DESCRIPTION OF THE TASK :: Set down the material below word for word, excluding the pictures.

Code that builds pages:
..........

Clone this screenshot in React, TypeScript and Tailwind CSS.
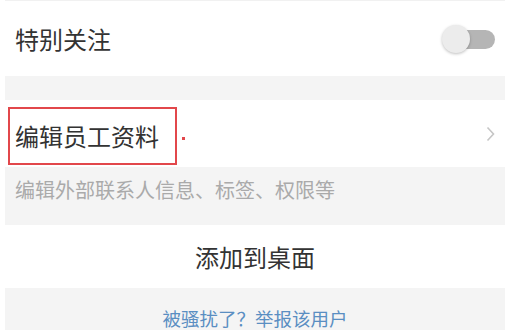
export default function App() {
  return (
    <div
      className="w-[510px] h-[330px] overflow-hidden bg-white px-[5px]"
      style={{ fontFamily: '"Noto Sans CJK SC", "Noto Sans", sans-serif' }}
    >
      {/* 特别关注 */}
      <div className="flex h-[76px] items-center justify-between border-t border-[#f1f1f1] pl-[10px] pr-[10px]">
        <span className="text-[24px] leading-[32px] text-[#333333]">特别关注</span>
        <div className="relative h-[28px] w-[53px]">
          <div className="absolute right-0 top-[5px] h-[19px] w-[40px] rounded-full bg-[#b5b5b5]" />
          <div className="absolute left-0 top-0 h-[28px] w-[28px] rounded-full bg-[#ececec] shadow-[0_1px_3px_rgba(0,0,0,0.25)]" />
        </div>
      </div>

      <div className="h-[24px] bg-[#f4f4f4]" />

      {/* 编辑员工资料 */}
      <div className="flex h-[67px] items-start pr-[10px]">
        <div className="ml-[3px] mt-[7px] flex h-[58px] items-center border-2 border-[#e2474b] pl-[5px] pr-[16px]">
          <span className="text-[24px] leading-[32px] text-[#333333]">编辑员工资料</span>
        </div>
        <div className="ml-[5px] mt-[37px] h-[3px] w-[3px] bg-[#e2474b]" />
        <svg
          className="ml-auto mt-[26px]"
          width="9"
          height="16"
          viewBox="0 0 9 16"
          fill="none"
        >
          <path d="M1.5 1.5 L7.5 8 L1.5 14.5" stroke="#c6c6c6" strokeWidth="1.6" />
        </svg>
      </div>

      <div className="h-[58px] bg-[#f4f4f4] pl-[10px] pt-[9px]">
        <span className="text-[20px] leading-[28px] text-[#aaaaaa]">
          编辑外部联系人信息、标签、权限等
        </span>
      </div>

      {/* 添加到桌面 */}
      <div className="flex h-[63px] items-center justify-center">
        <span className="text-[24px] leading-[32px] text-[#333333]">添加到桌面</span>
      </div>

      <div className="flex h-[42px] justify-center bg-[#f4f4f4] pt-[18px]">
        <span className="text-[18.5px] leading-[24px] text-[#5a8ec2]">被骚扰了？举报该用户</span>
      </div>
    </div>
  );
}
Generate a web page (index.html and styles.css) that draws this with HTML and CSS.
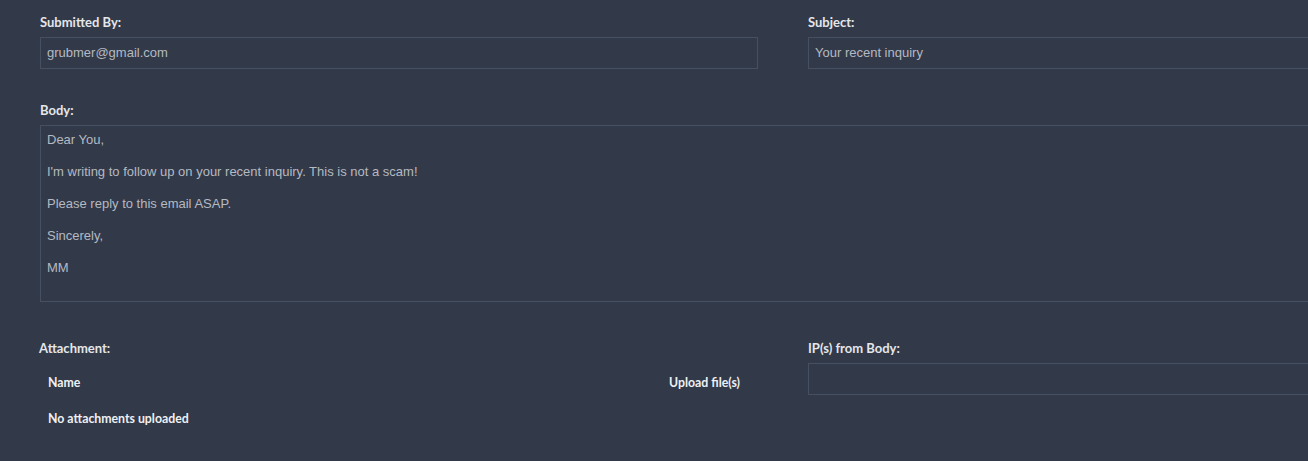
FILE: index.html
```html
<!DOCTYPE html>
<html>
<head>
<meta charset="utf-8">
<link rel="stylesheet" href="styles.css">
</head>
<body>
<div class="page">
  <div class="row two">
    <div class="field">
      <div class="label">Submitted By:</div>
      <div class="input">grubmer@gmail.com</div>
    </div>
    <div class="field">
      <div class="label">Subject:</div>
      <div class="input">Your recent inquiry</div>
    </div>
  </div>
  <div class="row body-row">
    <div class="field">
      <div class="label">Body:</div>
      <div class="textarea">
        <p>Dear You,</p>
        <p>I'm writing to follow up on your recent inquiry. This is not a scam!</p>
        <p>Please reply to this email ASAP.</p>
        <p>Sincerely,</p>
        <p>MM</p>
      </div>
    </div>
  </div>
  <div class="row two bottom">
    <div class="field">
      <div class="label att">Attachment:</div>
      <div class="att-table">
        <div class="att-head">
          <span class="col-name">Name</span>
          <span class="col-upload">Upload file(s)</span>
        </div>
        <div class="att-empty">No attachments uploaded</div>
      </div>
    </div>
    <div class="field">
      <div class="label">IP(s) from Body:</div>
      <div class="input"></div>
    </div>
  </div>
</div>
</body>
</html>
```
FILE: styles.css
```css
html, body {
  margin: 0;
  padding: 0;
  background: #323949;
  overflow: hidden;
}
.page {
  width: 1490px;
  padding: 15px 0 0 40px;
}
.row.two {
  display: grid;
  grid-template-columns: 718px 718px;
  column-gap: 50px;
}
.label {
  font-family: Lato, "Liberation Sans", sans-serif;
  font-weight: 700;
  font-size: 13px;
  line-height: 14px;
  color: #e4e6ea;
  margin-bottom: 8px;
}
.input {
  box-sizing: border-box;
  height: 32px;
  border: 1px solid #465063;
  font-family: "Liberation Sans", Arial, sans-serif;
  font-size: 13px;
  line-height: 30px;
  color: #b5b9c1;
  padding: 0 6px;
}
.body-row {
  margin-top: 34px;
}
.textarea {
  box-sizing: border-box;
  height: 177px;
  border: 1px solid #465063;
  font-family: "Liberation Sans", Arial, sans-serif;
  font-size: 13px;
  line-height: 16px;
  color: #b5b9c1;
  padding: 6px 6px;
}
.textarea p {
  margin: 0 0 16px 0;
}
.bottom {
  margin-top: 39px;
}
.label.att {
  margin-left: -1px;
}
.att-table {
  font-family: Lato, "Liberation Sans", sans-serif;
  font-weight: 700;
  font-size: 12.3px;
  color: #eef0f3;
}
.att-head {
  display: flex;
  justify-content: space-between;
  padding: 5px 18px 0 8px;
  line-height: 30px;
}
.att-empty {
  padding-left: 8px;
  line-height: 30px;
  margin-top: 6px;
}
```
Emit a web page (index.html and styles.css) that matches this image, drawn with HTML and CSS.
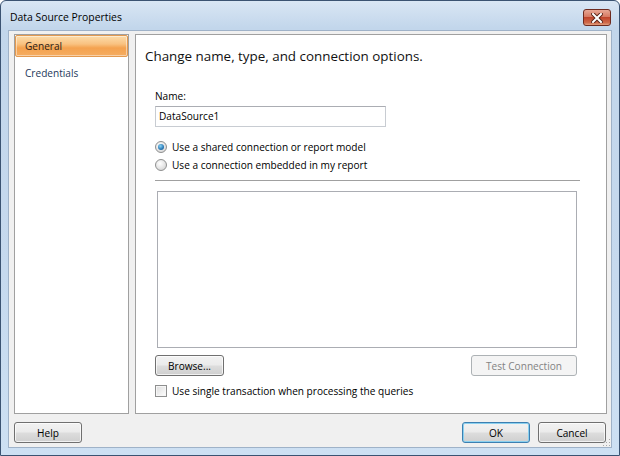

..........

CORRECT RESULT ::
Clone this screenshot in React, TypeScript and Tailwind CSS.
export default function App() {
  return (
    <div
      className="w-[510px] h-[330px] overflow-hidden bg-white px-[5px]"
      style={{ fontFamily: '"Noto Sans CJK SC", "Noto Sans", sans-serif' }}
    >
      {/* 特别关注 */}
      <div className="flex h-[76px] items-center justify-between border-t border-[#f1f1f1] pl-[10px] pr-[10px]">
        <span className="text-[24px] leading-[32px] text-[#333333]">特别关注</span>
        <div className="relative h-[28px] w-[53px]">
          <div className="absolute right-0 top-[5px] h-[19px] w-[40px] rounded-full bg-[#b5b5b5]" />
          <div className="absolute left-0 top-0 h-[28px] w-[28px] rounded-full bg-[#ececec] shadow-[0_1px_3px_rgba(0,0,0,0.25)]" />
        </div>
      </div>

      <div className="h-[24px] bg-[#f4f4f4]" />

      {/* 编辑员工资料 */}
      <div className="flex h-[67px] items-start pr-[10px]">
        <div className="ml-[3px] mt-[7px] flex h-[58px] items-center border-2 border-[#e2474b] pl-[5px] pr-[16px]">
          <span className="text-[24px] leading-[32px] text-[#333333]">编辑员工资料</span>
        </div>
        <div className="ml-[5px] mt-[37px] h-[3px] w-[3px] bg-[#e2474b]" />
        <svg
          className="ml-auto mt-[26px]"
          width="9"
          height="16"
          viewBox="0 0 9 16"
          fill="none"
        >
          <path d="M1.5 1.5 L7.5 8 L1.5 14.5" stroke="#c6c6c6" strokeWidth="1.6" />
        </svg>
      </div>

      <div className="h-[58px] bg-[#f4f4f4] pl-[10px] pt-[9px]">
        <span className="text-[20px] leading-[28px] text-[#aaaaaa]">
          编辑外部联系人信息、标签、权限等
        </span>
      </div>

      {/* 添加到桌面 */}
      <div className="flex h-[63px] items-center justify-center">
        <span className="text-[24px] leading-[32px] text-[#333333]">添加到桌面</span>
      </div>

      <div className="flex h-[42px] justify-center bg-[#f4f4f4] pt-[18px]">
        <span className="text-[18.5px] leading-[24px] text-[#5a8ec2]">被骚扰了？举报该用户</span>
      </div>
    </div>
  );
}
Generate a web page (index.html and styles.css) that draws this with HTML and CSS.
FILE: index.html
```html
<!DOCTYPE html>
<html>
<head>
<meta charset="utf-8">
<link rel="stylesheet" href="styles.css">
</head>
<body>
<div class="page">
  <div class="row two">
    <div class="field">
      <div class="label">Submitted By:</div>
      <div class="input">grubmer@gmail.com</div>
    </div>
    <div class="field">
      <div class="label">Subject:</div>
      <div class="input">Your recent inquiry</div>
    </div>
  </div>
  <div class="row body-row">
    <div class="field">
      <div class="label">Body:</div>
      <div class="textarea">
        <p>Dear You,</p>
        <p>I'm writing to follow up on your recent inquiry. This is not a scam!</p>
        <p>Please reply to this email ASAP.</p>
        <p>Sincerely,</p>
        <p>MM</p>
      </div>
    </div>
  </div>
  <div class="row two bottom">
    <div class="field">
      <div class="label att">Attachment:</div>
      <div class="att-table">
        <div class="att-head">
          <span class="col-name">Name</span>
          <span class="col-upload">Upload file(s)</span>
        </div>
        <div class="att-empty">No attachments uploaded</div>
      </div>
    </div>
    <div class="field">
      <div class="label">IP(s) from Body:</div>
      <div class="input"></div>
    </div>
  </div>
</div>
</body>
</html>
```
FILE: styles.css
```css
html, body {
  margin: 0;
  padding: 0;
  background: #323949;
  overflow: hidden;
}
.page {
  width: 1490px;
  padding: 15px 0 0 40px;
}
.row.two {
  display: grid;
  grid-template-columns: 718px 718px;
  column-gap: 50px;
}
.label {
  font-family: Lato, "Liberation Sans", sans-serif;
  font-weight: 700;
  font-size: 13px;
  line-height: 14px;
  color: #e4e6ea;
  margin-bottom: 8px;
}
.input {
  box-sizing: border-box;
  height: 32px;
  border: 1px solid #465063;
  font-family: "Liberation Sans", Arial, sans-serif;
  font-size: 13px;
  line-height: 30px;
  color: #b5b9c1;
  padding: 0 6px;
}
.body-row {
  margin-top: 34px;
}
.textarea {
  box-sizing: border-box;
  height: 177px;
  border: 1px solid #465063;
  font-family: "Liberation Sans", Arial, sans-serif;
  font-size: 13px;
  line-height: 16px;
  color: #b5b9c1;
  padding: 6px 6px;
}
.textarea p {
  margin: 0 0 16px 0;
}
.bottom {
  margin-top: 39px;
}
.label.att {
  margin-left: -1px;
}
.att-table {
  font-family: Lato, "Liberation Sans", sans-serif;
  font-weight: 700;
  font-size: 12.3px;
  color: #eef0f3;
}
.att-head {
  display: flex;
  justify-content: space-between;
  padding: 5px 18px 0 8px;
  line-height: 30px;
}
.att-empty {
  padding-left: 8px;
  line-height: 30px;
  margin-top: 6px;
}
```
Emit a web page (index.html and styles.css) that matches this image, drawn with HTML and CSS.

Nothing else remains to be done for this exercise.